A Case for Revisiting the Safety of Pesticides: A Closer Look at Neurodevelopment
Colborn T. 2006. Environmental Health Perspectives 114(1):10-17.
The quality and quantity of the data about the risk posed to humans by individual pesticides vary considerably. Unlike obvious birth defects, most developmental effects cannot be seen at birth or even later in life. Instead, brain and nervous system disturbances are expressed in terms of how an individual behaves and functions, which can vary considerably from birth through adulthood. In this article I challenge the protective value of current pesticide risk assessment strategies in light of the vast numbers of pesticides on the market and the vast number of possible target tissues and end points that often differ depending upon timing of exposure. Using the insecticide chlorpyrifos as a model, I reinforce the need for a new approach to determine the safety of all pesticide classes. Because of the uncertainty that will continue to exist about the safety of pesticides, it is apparent that a new regulatory approach to protect human health is needed.
Endocrine Disruption Overview: Are Males at Risk?
Colborn T. 2004. In: Hypospadias and Genital Development, Baskin L (ed), Kluwer Academic/Plenum Publishers, pp. 189-201.
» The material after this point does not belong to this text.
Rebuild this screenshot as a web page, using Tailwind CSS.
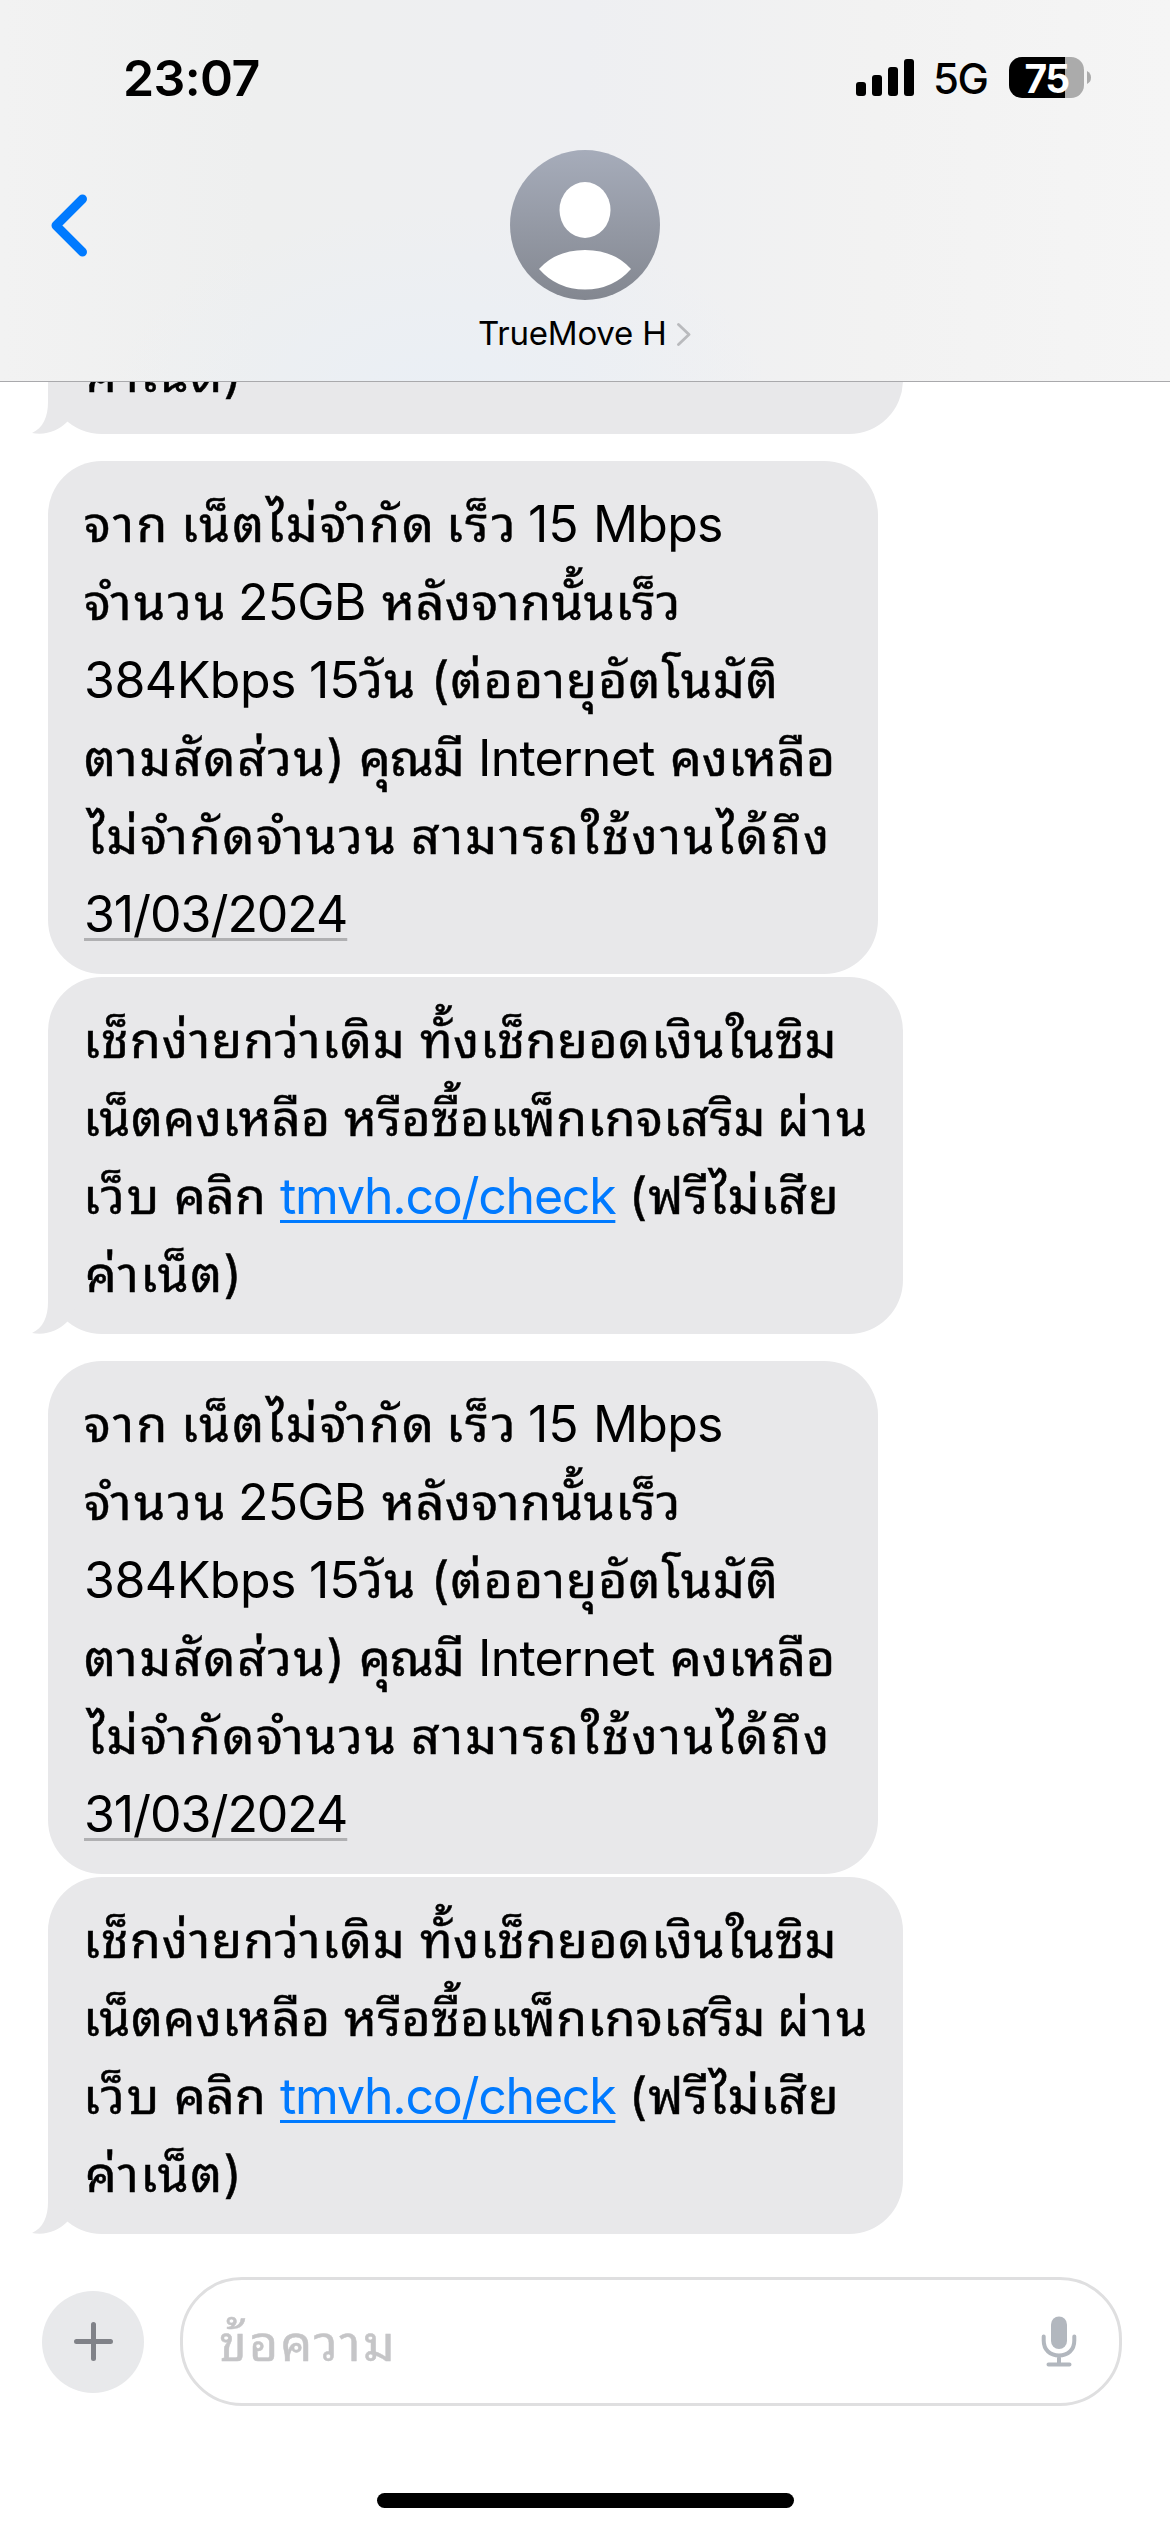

The goal of this paper is to encourage physicians and others responsible for public health to start thinking outside of the box — to consider what has been learned from wildlife that has contributed considerably toward understanding the etiology of a number of human disorders that have increased significantly over the past 50 years in the developed world. Hopefully this will lead to practitioners’ thinking in broader terms when the etiology of a disorder is not evident. The increased incidence of hypospadias, for instance, would not have been discovered if it had not been for a troubled population of alligators in Lake Apopka, Florida. The reproductive success of the alligators had dropped to 10% and many of the males had undersized phalluses. These findings led to a series of laboratory studies that eventually revealed that there are synthetic anti-androgens in the environment that can interfere with male development and function. Serendipitous discoveries such as this concerning wildlife health have led to intense scrutiny concerning the etiology of a number of other human disorders related to the endocrine system such as abnormal sexual development and neurological and reproductive impairment.
Neurodevelopment and Endocrine Disruption
Colborn T. 2004. Environmental Health Perspectives 112(9):944-949.
In this article I explore the possibility that contaminants contribute to the increasing prevalence of attention deficit hyperactivity disorder, autism, and associated neurodevelopmental and behavioral problems in developed countries. I discuss the exquisite sensitivity of the embryo and fetus to thyroid disturbance and provide evidence of human in utero exposure to contaminants that can interfere with the thyroid. Because it may never be possible to link prenatal exposure to a specific chemical with neurodevelopmental damage in humans, I also present alternate models where associations have been made between exposure to specific chemicals or chemical classes and developmental difficulties in laboratory animals, wildlife, and humans.